I am not sure if this Bill is the place for this, but I will go back to the point I made at the start. There is the question of how these companies are making staggering profits. They are incredibly powerful now. They are far too powerful as far as I am concerned. In my socialist world, I would nationalise the lot of them, because I think they are too powerful and the money they are making is extreme. In the absence of that, let us at least impose a digital tax on their profits and put the receipts into public service broadcasting - I am referring to a proper, reformed, decent public service broadcaster - and into other areas of culture and the arts which are massively underfunded. I do not want to be critical of people who, as we all do, sit and look at their phones. There is an addiction to the phone. You are looking at this, that and the other. Would we not all like it if more people were to go to plays, concerts and other forms of social interaction outside of social media?
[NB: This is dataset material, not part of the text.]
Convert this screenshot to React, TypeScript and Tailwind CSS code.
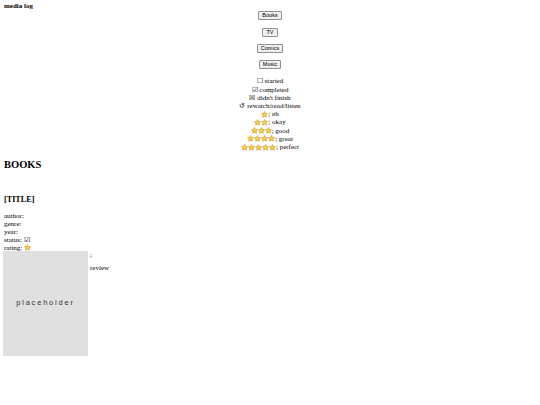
import React from "react";

function Star() {
  return (
    <svg width="7" height="7" viewBox="0 0 24 24" className="inline-block align-[-0.5px]">
      <path
        d="M12 1.8l3.1 6.6 7.1.9-5.2 4.9 1.3 7.1L12 17.8l-6.3 3.5 1.3-7.1L1.8 9.3l7.1-.9z"
        fill="#fcd34d"
        stroke="#c98a12"
        strokeWidth="2"
        strokeLinejoin="round"
      />
    </svg>
  );
}

function Stars({ n }: { n: number }) {
  return (
    <span className="inline-flex">
      {Array.from({ length: n }).map((_, i) => (
        <Star key={i} />
      ))}
    </span>
  );
}

function Btn({ label }: { label: string }) {
  return (
    <button className="h-[9px] px-[3px] bg-[#efefef] border border-[#8f8f8f] rounded-[1px] font-['Liberation_Sans',sans-serif] text-[5.5px] leading-[7px] text-black">
      {label}
    </button>
  );
}

export default function App() {
  const ratings: [number, string][] = [
    [1, "eh"],
    [2, "okay"],
    [3, "good"],
    [4, "great"],
    [5, "perfect"],
  ];
  return (
    <div className="w-[540px] h-[405px] bg-white text-black font-['Liberation_Serif',serif] text-[7px] leading-[8.2px] px-[4px] pt-[2px]">
      <div className="font-bold">media log</div>
      <div className="flex flex-col items-center gap-[7.4px] pt-[1px]">
        <Btn label="Books" />
        <Btn label="TV" />
        <Btn label="Comics" />
        <Btn label="Music" />
      </div>
      <div className="flex flex-col items-center mt-[8px]">
        <div>☐ started</div>
        <div>☑ completed</div>
        <div>☒ didn't finish</div>
        <div>↺ rewatch/read/listen</div>
        {ratings.map(([n, t]) => (
          <div key={t} className="flex items-center gap-0 h-[8.2px]">
            <Stars n={n} />
            <span>; {t}</span>
          </div>
        ))}
      </div>
      <div className="font-bold text-[10.5px] leading-[12px] mt-[8px]">BOOKS</div>
      <div className="font-bold text-[8.2px] leading-[9.5px] mt-[24px]">[TITLE]</div>
      <div className="mt-[7px]">
        <div className="h-[8px]">author:</div>
        <div className="h-[8px]">genre:</div>
        <div className="h-[8px]">year:</div>
        <div className="h-[8px]">status: ☑</div>
        <div className="h-[8px] flex items-center">
          <span>rating:&nbsp;</span>
          <Star />
        </div>
      </div>
      <div className="flex -mt-[1px] -ml-[1px]">
        <div className="w-[85px] h-[105px] bg-[#e0e0e0] flex items-center justify-center font-['Liberation_Sans',sans-serif] text-[7.5px] tracking-[1.8px] text-[#333]">
          placeholder
        </div>
        <div className="pl-[2px] pt-[0px]">
          <div>;</div>
          <div className="mt-[5px]">review</div>
        </div>
      </div>
    </div>
  );
}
We should have the resources to make those things available and accessible to people so they do not have to rely on their phones for entertainment and information. We also need to think about that. Let us be honest: many of us think this is a plague on our lives. It is consuming our lives. You cannot do anything about that, but you can resource more healthy forms of human interaction and sources of information. You can make those things more accessible and put the funding resources into them. A lot of money could be made available for that if we were to impose a digital services tax on these big streaming companies and digital and IT companies.